Legislative Council staff told the Senate Natural Resources & Energy Committee on April 3 that H.932 would largely codify existing practice that exempts logging and forestry activities below 2,500 feet from Act 250 jurisdiction while clarifying limits where forestry activities are a cover for commercial or industrial conversion.
Ellen Shikowski, of the Office of Legislative Council, said the bill "is largely not changing law with the exception of one thing" — it would restore an older treatment of log-concentration yards so those yards are treated as part of logging/forestry and therefore exempt when they fall within the statutory elevation threshold.

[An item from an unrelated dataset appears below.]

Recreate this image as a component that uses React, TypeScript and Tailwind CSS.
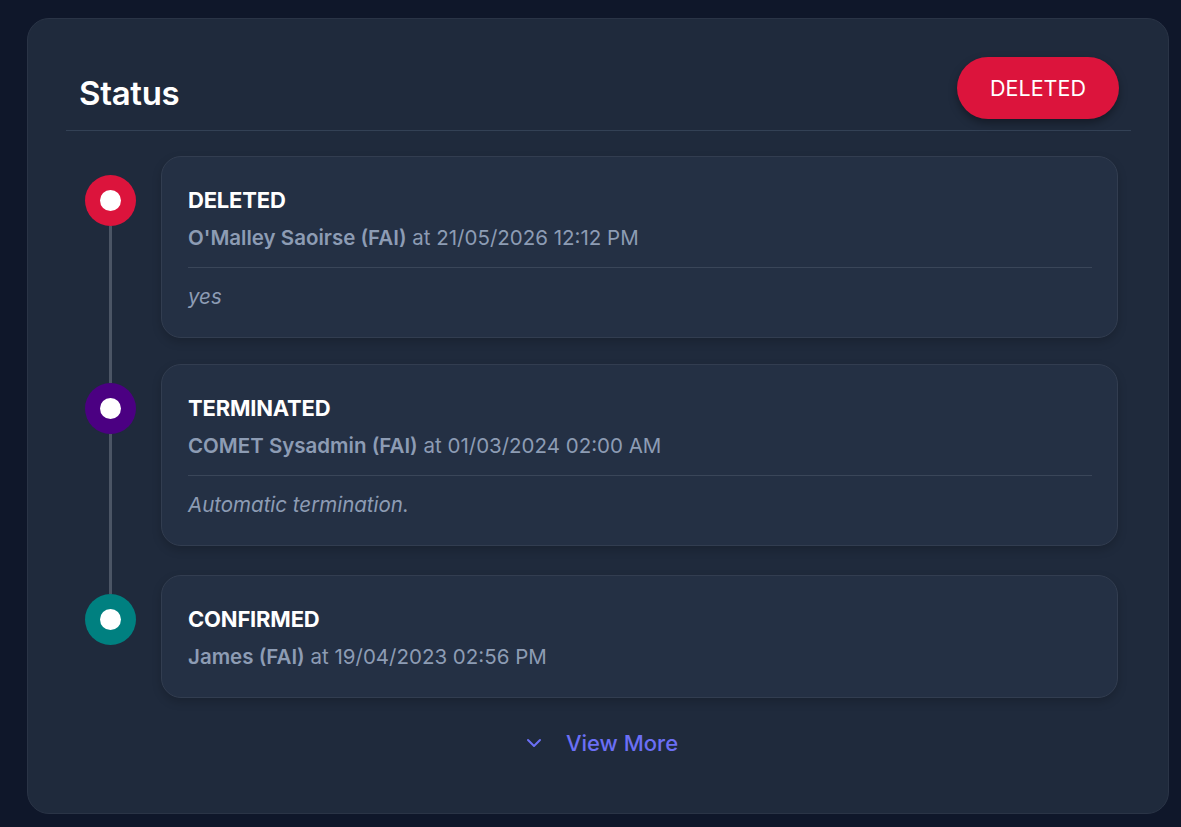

She said the language mirrors existing Act 250 rules and is intended to make statutory provisions match both current practice and a prior interpretation that treated those yards as part of logging operations.
What the bill does: Shikowski explained two related changes. First, the bill clarifies in the Act 250 definitions that "forestry ... does not include conversion of land for non-exempt uses such as commercial or industrial purposes," meaning that tree-cutting that enables non-forestry development remains subject to Act 250. Second, the bill adds language limiting jurisdictional reach when development is proposed on parcels devoted to logging; only portions of a parcel that support the development would be subject to Act 250 permit conditions. Finally, the bill amends the statutory definition of "wood products manufacturer" to return log-concentration yards to exempt status as part of logging.
Committee discussion: Members asked whether the changes had been controversial in the House and whether the bill would overlap with rulemaking. Shikowski said the House Agriculture Committee drafted the bill in response to a working-lands report and that much of the text restores or codifies existing practice. Questions touched on how the bill interacts with existing permit conditions — for example, that logging that would violate a required buffer under an existing Act 250 permit would still be regulated.
Next steps: Shikowski said she would follow up to provide committee members additional details, including how the bill fared in the House committee and any votes. Committee members signaled this appeared unlikely to be controversial but asked to get the House committee vote record and to hear from agency staff if needed.
The committee then moved to other agenda items and scheduled additional testimony on upcoming bills.